'''

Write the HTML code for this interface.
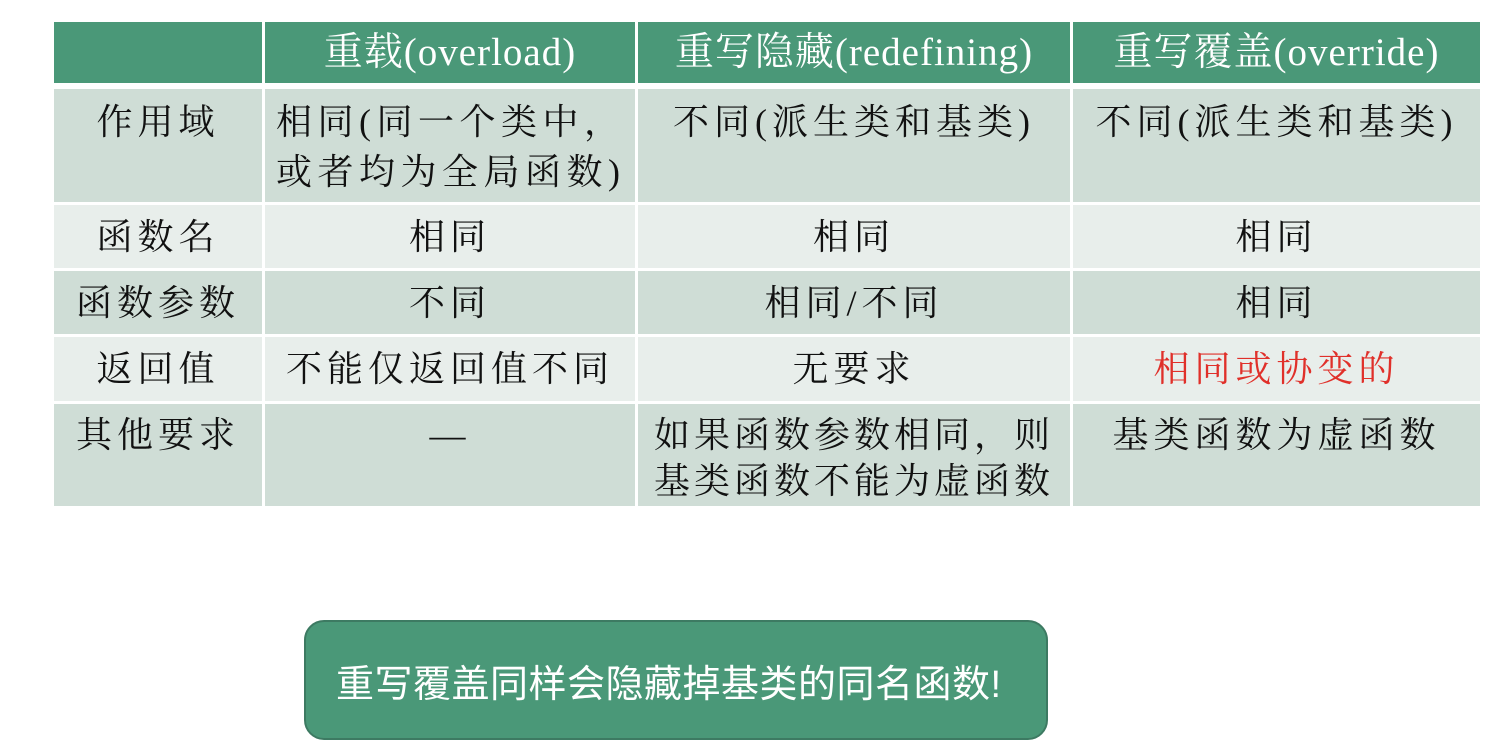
<!DOCTYPE html>
<html><head><meta charset="utf-8"><style>
body{margin:0;width:1507px;height:752px;background:#fff;position:relative;overflow:hidden;font-family:"Liberation Serif","Noto Serif CJK SC",serif;}
.c{position:absolute;box-sizing:border-box;color:#111;font-size:36px;letter-spacing:5px;text-align:center;line-height:50px;white-space:nowrap;}
.h{background:#4a9878;color:#fff;letter-spacing:1px;font-size:39px;display:flex;align-items:center;justify-content:center;}
.o{background:#cfddd6}.e{background:#e8eeeb}
.m{display:flex;align-items:center;justify-content:center}
.box{position:absolute;left:304px;top:620px;width:744px;height:120px;box-sizing:border-box;background:#4a9878;border:2px solid #3d7a62;border-radius:20px;color:#fff;font-family:"Liberation Sans","Noto Sans CJK SC",sans-serif;font-size:38px;display:flex;align-items:center;padding-left:30px;letter-spacing:0.5px}
</style></head><body>
<div class="c h" style="left:54px;top:22px;width:208px;height:61px"></div>
<div class="c h" style="left:265px;top:22px;width:370px;height:61px">重载(overload)</div>
<div class="c h" style="left:638px;top:22px;width:432px;height:61px">重写隐藏(redefining)</div>
<div class="c h" style="left:1073px;top:22px;width:407px;height:61px">重写覆盖(override)</div>

<div class="c o" style="left:54px;top:89px;width:208px;height:113px;padding-top:8px">作用域</div>
<div class="c o" style="left:265px;top:89px;width:370px;height:113px;padding-top:8px;text-align:left;padding-left:11px;letter-spacing:5.5px">相同(同一个类中，<br>或者均为全局函数)</div>
<div class="c o" style="left:638px;top:89px;width:432px;height:113px;padding-top:8px">不同(派生类和基类)</div>
<div class="c o" style="left:1073px;top:89px;width:407px;height:113px;padding-top:8px">不同(派生类和基类)</div>

<div class="c e m" style="left:54px;top:205px;width:208px;height:63px">函数名</div>
<div class="c e m" style="left:265px;top:205px;width:370px;height:63px">相同</div>
<div class="c e m" style="left:638px;top:205px;width:432px;height:63px">相同</div>
<div class="c e m" style="left:1073px;top:205px;width:407px;height:63px">相同</div>

<div class="c o m" style="left:54px;top:271px;width:208px;height:63px">函数参数</div>
<div class="c o m" style="left:265px;top:271px;width:370px;height:63px">不同</div>
<div class="c o m" style="left:638px;top:271px;width:432px;height:63px">相同/不同</div>
<div class="c o m" style="left:1073px;top:271px;width:407px;height:63px">相同</div>

<div class="c e m" style="left:54px;top:337px;width:208px;height:64px">返回值</div>
<div class="c e m" style="left:265px;top:337px;width:370px;height:64px">不能仅返回值不同</div>
<div class="c e m" style="left:638px;top:337px;width:432px;height:64px">无要求</div>
<div class="c e m" style="left:1073px;top:337px;width:407px;height:64px;color:#e0302a">相同或协变的</div>

<div class="c o" style="left:54px;top:404px;width:208px;height:102px;padding-top:8px;line-height:46px">其他要求</div>
<div class="c o" style="left:265px;top:404px;width:370px;height:102px;padding-top:8px;line-height:46px">—</div>
<div class="c o" style="left:638px;top:404px;width:432px;height:102px;padding-top:8px;line-height:46px;letter-spacing:4px">如果函数参数相同，则<br>基类函数不能为虚函数</div>
<div class="c o" style="left:1073px;top:404px;width:407px;height:102px;padding-top:8px;line-height:46px">基类函数为虚函数</div>

<div class="box">重写覆盖同样会隐藏掉基类的同名函数!</div>
</body></html>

'''

Write out the listing word for word, omitting the pictures it holds.

**Task solution**:
Write the HTML code for this interface.
<!DOCTYPE html>
<html><head><meta charset="utf-8"><style>
body{margin:0;width:1507px;height:752px;background:#fff;position:relative;overflow:hidden;font-family:"Liberation Serif","Noto Serif CJK SC",serif;}
.c{position:absolute;box-sizing:border-box;color:#111;font-size:36px;letter-spacing:5px;text-align:center;line-height:50px;white-space:nowrap;}
.h{background:#4a9878;color:#fff;letter-spacing:1px;font-size:39px;display:flex;align-items:center;justify-content:center;}
.o{background:#cfddd6}.e{background:#e8eeeb}
.m{display:flex;align-items:center;justify-content:center}
.box{position:absolute;left:304px;top:620px;width:744px;height:120px;box-sizing:border-box;background:#4a9878;border:2px solid #3d7a62;border-radius:20px;color:#fff;font-family:"Liberation Sans","Noto Sans CJK SC",sans-serif;font-size:38px;display:flex;align-items:center;padding-left:30px;letter-spacing:0.5px}
</style></head><body>
<div class="c h" style="left:54px;top:22px;width:208px;height:61px"></div>
<div class="c h" style="left:265px;top:22px;width:370px;height:61px">重载(overload)</div>
<div class="c h" style="left:638px;top:22px;width:432px;height:61px">重写隐藏(redefining)</div>
<div class="c h" style="left:1073px;top:22px;width:407px;height:61px">重写覆盖(override)</div>

<div class="c o" style="left:54px;top:89px;width:208px;height:113px;padding-top:8px">作用域</div>
<div class="c o" style="left:265px;top:89px;width:370px;height:113px;padding-top:8px;text-align:left;padding-left:11px;letter-spacing:5.5px">相同(同一个类中，<br>或者均为全局函数)</div>
<div class="c o" style="left:638px;top:89px;width:432px;height:113px;padding-top:8px">不同(派生类和基类)</div>
<div class="c o" style="left:1073px;top:89px;width:407px;height:113px;padding-top:8px">不同(派生类和基类)</div>

<div class="c e m" style="left:54px;top:205px;width:208px;height:63px">函数名</div>
<div class="c e m" style="left:265px;top:205px;width:370px;height:63px">相同</div>
<div class="c e m" style="left:638px;top:205px;width:432px;height:63px">相同</div>
<div class="c e m" style="left:1073px;top:205px;width:407px;height:63px">相同</div>

<div class="c o m" style="left:54px;top:271px;width:208px;height:63px">函数参数</div>
<div class="c o m" style="left:265px;top:271px;width:370px;height:63px">不同</div>
<div class="c o m" style="left:638px;top:271px;width:432px;height:63px">相同/不同</div>
<div class="c o m" style="left:1073px;top:271px;width:407px;height:63px">相同</div>

<div class="c e m" style="left:54px;top:337px;width:208px;height:64px">返回值</div>
<div class="c e m" style="left:265px;top:337px;width:370px;height:64px">不能仅返回值不同</div>
<div class="c e m" style="left:638px;top:337px;width:432px;height:64px">无要求</div>
<div class="c e m" style="left:1073px;top:337px;width:407px;height:64px;color:#e0302a">相同或协变的</div>

<div class="c o" style="left:54px;top:404px;width:208px;height:102px;padding-top:8px;line-height:46px">其他要求</div>
<div class="c o" style="left:265px;top:404px;width:370px;height:102px;padding-top:8px;line-height:46px">—</div>
<div class="c o" style="left:638px;top:404px;width:432px;height:102px;padding-top:8px;line-height:46px;letter-spacing:4px">如果函数参数相同，则<br>基类函数不能为虚函数</div>
<div class="c o" style="left:1073px;top:404px;width:407px;height:102px;padding-top:8px;line-height:46px">基类函数为虚函数</div>

<div class="box">重写覆盖同样会隐藏掉基类的同名函数!</div>
</body></html>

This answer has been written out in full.